The listing below is the input. Say how many of its lines contain "components", giving the number alone.

++++ Data block ++++

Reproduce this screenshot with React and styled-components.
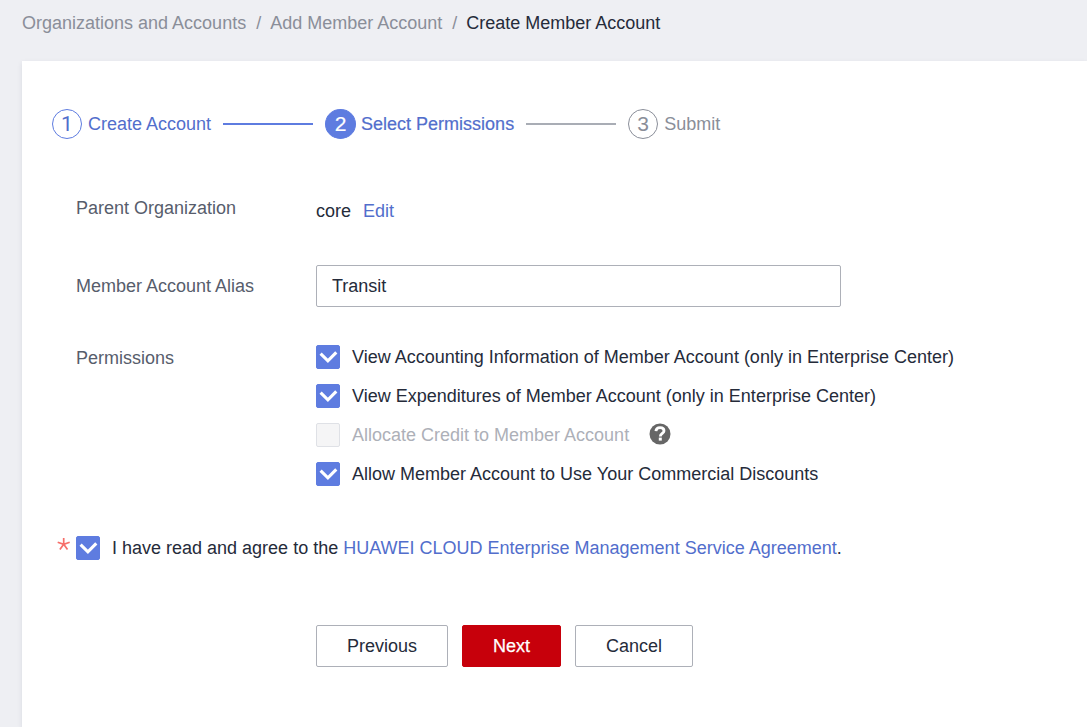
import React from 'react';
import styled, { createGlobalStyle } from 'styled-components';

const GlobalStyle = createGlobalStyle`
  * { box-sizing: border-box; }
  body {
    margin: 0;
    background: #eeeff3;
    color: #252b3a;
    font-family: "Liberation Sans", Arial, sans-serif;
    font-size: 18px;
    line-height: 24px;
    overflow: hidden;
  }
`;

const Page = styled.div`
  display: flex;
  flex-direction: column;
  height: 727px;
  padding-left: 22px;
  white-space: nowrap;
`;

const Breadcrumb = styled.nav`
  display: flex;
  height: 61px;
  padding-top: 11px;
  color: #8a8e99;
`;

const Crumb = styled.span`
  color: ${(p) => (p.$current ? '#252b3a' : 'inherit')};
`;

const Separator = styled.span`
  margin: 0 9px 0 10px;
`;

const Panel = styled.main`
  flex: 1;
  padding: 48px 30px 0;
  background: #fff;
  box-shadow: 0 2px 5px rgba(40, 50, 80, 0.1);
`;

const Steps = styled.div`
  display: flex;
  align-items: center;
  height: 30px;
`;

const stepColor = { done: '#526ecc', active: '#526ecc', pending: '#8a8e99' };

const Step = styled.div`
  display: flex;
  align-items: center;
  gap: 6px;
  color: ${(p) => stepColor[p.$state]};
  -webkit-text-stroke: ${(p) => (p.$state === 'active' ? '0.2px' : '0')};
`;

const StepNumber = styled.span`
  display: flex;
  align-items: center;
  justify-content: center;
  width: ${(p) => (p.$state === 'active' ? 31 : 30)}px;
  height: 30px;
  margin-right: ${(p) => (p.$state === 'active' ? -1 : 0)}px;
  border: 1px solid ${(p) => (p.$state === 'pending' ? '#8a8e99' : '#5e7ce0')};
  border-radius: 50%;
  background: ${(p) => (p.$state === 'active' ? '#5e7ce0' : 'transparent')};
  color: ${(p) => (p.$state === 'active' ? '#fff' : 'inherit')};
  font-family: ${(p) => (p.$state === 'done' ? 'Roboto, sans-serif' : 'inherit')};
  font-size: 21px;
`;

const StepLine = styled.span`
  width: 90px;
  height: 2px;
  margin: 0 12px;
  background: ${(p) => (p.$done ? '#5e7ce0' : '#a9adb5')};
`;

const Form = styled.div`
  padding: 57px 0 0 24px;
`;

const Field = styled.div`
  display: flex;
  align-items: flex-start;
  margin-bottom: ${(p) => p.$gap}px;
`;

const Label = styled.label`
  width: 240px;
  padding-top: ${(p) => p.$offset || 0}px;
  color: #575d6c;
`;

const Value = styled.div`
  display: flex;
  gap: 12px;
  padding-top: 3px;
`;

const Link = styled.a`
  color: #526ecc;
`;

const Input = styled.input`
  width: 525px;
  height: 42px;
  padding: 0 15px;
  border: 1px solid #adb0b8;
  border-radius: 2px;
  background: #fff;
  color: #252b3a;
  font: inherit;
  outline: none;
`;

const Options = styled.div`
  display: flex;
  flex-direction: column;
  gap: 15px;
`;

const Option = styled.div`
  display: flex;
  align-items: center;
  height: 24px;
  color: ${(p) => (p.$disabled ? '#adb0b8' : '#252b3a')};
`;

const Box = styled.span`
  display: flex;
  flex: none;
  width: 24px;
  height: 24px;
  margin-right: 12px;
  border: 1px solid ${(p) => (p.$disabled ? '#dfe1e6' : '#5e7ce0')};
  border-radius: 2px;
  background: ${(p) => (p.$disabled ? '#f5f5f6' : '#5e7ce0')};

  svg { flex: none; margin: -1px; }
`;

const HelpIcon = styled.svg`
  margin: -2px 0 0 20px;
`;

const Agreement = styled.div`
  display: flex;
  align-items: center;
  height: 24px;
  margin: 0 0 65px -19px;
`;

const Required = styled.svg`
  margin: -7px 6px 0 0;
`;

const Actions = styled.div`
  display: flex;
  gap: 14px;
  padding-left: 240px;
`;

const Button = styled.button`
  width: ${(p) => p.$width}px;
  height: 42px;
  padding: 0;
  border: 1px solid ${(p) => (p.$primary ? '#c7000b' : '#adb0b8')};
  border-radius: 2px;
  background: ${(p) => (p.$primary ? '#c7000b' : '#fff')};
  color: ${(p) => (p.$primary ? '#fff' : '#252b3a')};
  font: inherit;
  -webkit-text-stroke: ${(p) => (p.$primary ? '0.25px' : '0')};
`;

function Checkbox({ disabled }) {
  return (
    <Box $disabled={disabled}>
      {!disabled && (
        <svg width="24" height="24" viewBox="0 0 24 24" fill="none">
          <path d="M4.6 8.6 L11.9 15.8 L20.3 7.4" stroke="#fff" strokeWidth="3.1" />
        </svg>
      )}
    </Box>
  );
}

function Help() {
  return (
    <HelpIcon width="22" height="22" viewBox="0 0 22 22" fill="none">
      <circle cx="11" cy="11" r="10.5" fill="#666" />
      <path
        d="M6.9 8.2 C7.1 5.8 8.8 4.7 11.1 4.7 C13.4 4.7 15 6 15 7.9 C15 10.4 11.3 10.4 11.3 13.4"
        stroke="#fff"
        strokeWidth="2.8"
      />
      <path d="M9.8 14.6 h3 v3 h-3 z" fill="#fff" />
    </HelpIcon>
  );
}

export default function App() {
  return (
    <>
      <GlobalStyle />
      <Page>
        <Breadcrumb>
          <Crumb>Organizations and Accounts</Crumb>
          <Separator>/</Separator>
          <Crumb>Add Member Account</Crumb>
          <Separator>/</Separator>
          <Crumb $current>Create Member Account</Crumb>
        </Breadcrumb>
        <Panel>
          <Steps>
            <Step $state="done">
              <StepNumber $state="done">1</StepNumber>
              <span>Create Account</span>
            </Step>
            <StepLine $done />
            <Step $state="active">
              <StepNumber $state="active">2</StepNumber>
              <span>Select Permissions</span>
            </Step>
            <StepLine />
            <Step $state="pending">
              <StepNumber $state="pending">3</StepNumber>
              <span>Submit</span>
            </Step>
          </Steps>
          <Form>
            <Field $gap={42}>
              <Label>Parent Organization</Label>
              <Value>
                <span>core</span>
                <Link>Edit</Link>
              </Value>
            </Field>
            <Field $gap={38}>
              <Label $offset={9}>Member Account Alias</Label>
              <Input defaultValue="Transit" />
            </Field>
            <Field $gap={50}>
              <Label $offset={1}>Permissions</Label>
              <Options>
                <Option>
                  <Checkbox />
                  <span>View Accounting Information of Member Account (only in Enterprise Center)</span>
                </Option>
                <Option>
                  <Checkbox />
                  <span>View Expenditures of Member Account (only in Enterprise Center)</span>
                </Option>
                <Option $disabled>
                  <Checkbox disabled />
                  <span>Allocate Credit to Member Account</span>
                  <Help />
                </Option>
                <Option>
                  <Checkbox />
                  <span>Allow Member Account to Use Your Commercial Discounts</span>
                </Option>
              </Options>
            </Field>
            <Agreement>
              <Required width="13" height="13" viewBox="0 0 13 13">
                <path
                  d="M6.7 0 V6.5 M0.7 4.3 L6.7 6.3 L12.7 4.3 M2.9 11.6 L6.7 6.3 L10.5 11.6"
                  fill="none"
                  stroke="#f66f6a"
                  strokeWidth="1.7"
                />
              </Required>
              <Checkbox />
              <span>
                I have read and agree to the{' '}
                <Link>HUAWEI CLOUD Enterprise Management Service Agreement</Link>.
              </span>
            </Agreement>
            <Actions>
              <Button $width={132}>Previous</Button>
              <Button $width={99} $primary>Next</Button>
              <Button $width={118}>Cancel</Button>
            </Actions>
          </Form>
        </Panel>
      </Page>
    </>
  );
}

++++

> _Response_
2